A Chilean appeals court on Monday suspended a plan to build five dams and hydroelectric plants in the country’s Patagonia region.

 

The court ruling came in response to actions filed by environmental groups and legislators arguing that the government commission that approved the $3.2 billion dam project last month had not taken into account a technical review.

The ruling temporarily halts the government’s approval process for the project, which set off large protests around the country in recent weeks.

Opponents applauded the ruling, hoping it was a step toward scuttling it altogether.

Amanda W. Maxwell, Latin America advocate for the Natural Resources Defense Council, based in New York, said the ruling was significant because the court was “the first authority in Chile to stand up to the behemoth project and to the intense political pressure to get it built.” She said the ruling indicated that the court “values the rule of law over private business interests, and sees no need to rush to build the dams.”
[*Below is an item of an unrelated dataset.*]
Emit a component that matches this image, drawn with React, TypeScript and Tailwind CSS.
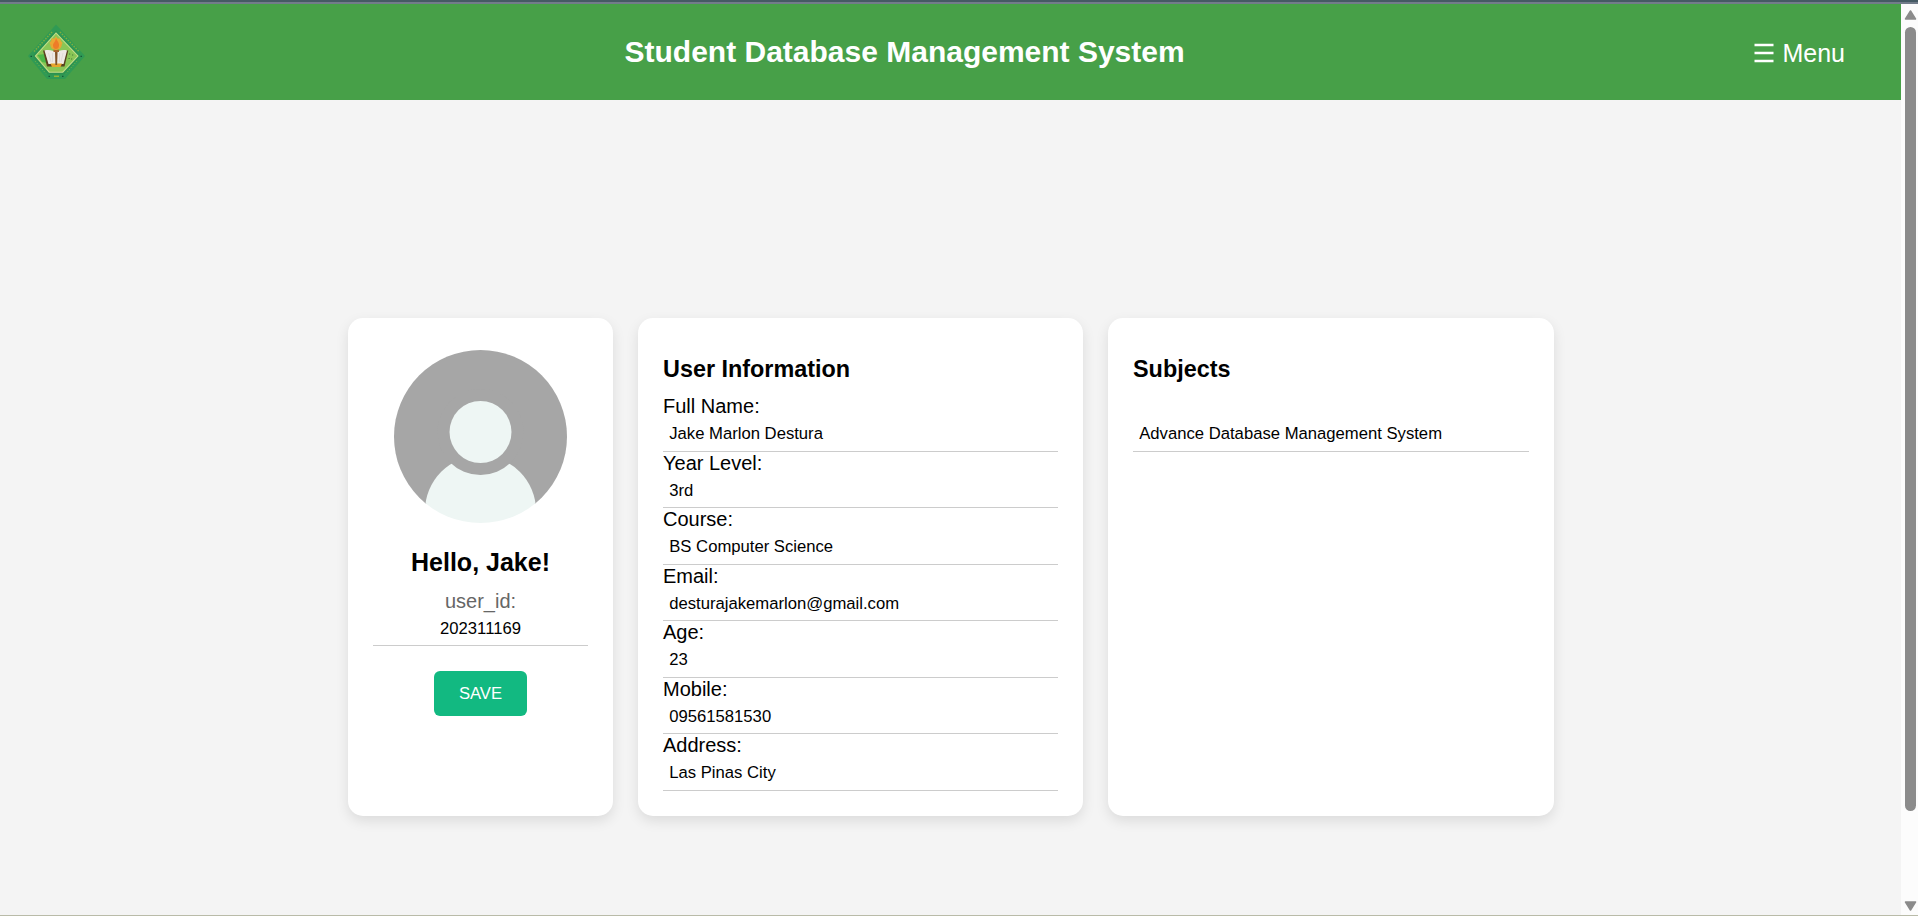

A lawyer for the project, Mario Galindo, told the Chilean newspaper La Tercera that the decision would do nothing to stop it. The ruling was “purely formal,” he said, “and there are no decisions about the legality or illegality” of the dam complex.

The HidroAysén project, proposed by an Italian-Spanish company, Endesa, and a Chilean company, Colbún, would build five facilities that would generate 2,750 megawatts of electricity. The energy would travel to Santiago over a 1,200-mile transmission line that has yet to be approved.

Critics contend that the project is environmentally destructive and unnecessary, and that Chile should focus on developing forms of renewable energy like wind and solar. The complex would be built in a region of Patagonia known for breathtaking glaciers and lakes that draws thousands of tourists a year.

But Chile, more than any of its neighbors in Latin America, is struggling to secure energy supplies to keep up with its economic growth. The country will need to double its capacity to generate electricity over the next 10 to 15 years, according to government projections.

Chile has little oil or natural gas of its own. Importing gas from Argentina has been unreliable, and the earthquake that damaged nuclear reactors in Japan this year has rendered building one in Chile unlikely, given its propensity for earthquakes.